Asher taught that you cannot serve good and evil at once, even when they look the same. His most chilling illustration was not a parable. It was Sodom.

Asher was the tenth son of Jacob, born of Zilpah, Leah's handmaid. His name means happiness, and his mother called him that because of what his birth brought her. But when he gathered his children together in the hundred and twenty-fifth year of his life to give them the wisdom of his long life, he did not speak about happiness. He spoke about something harder: the double life that most people live without knowing it, and why it leads to ruin.

The teaching of Asher, preserved in the account drawn from the Testaments of the Twelve Patriarchs and carried through Ginzberg's Legends of the Jews, begins with what sounds like a philosophical principle and becomes, by the end, a prophecy so dark Asher's children must have sat in stunned silence.

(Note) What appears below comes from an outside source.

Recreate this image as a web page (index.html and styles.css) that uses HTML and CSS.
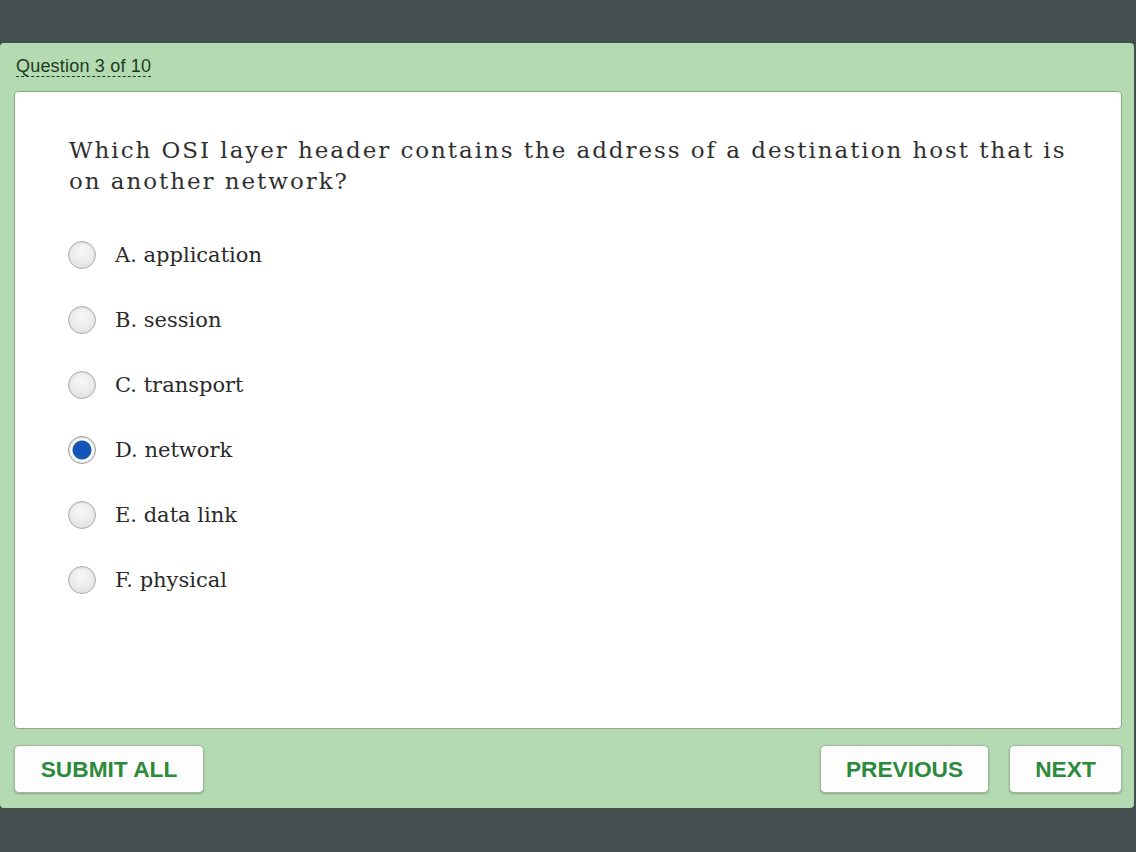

Two ways hath God put before the children of men, and two inclinations hath He bestowed upon them, two kinds of actions and two aims. Therefore all things are in twos, the one opposite to the other.

This is not a novel observation. The existence of the good inclination and the evil inclination, the yetzer hatov and the yetzer hara, is one of the oldest frameworks in Jewish moral thought. What Asher adds to it is a surgical critique of the person who thinks they can inhabit both at once.

He describes, in the full text of his testament, a series of cases that seem, on the surface, morally mixed. The man who uses money stolen through wickedness to give generously to the poor. The man who fasts and prays but commits adultery. The man who shows compassion to a stranger while defrauding his neighbor. Each of these, Asher says, has a twofold aspect. But the whole is evil. The good deed does not redeem the evil one. It disguises it.

This is the trap of double-facedness. The person who commits evil while performing good acts has not balanced the scales. They have committed a second evil, because they have made it harder for themselves and others to see the first one clearly. They have used righteousness as a cover for wickedness, and in doing so they have corrupted both.

The Testament of Asher, written between the second century BCE and the first century CE, makes the positive case with equal force: the man who does good with a single face, even when others mistake his abstaining from wickedness for sin, is just before God. The man who hates the wicked person and refuses to make peace with their evil deeds may seem harsh. But the whole of his action is good, because he has followed the Lord's example of not accepting the appearance of good as genuine good.

Asher spends his last teaching on this: the cultivation of a single face. Not a face without shadows, but a face turned consistently in one direction, toward what is truly good, without the hedging and the performance and the careful management of appearances that characterizes the double-faced person.

And then, after all of this philosophy, Asher ends with a warning drawn from the most vivid example of double-facedness in all of ancient memory.

Be not like Sodom, my children, which recognized not the angels of the Lord, that ye be not delivered into the hands of your enemies, and your land be cursed, and your sanctuary destroyed, and you be scattered to the four corners of the earth.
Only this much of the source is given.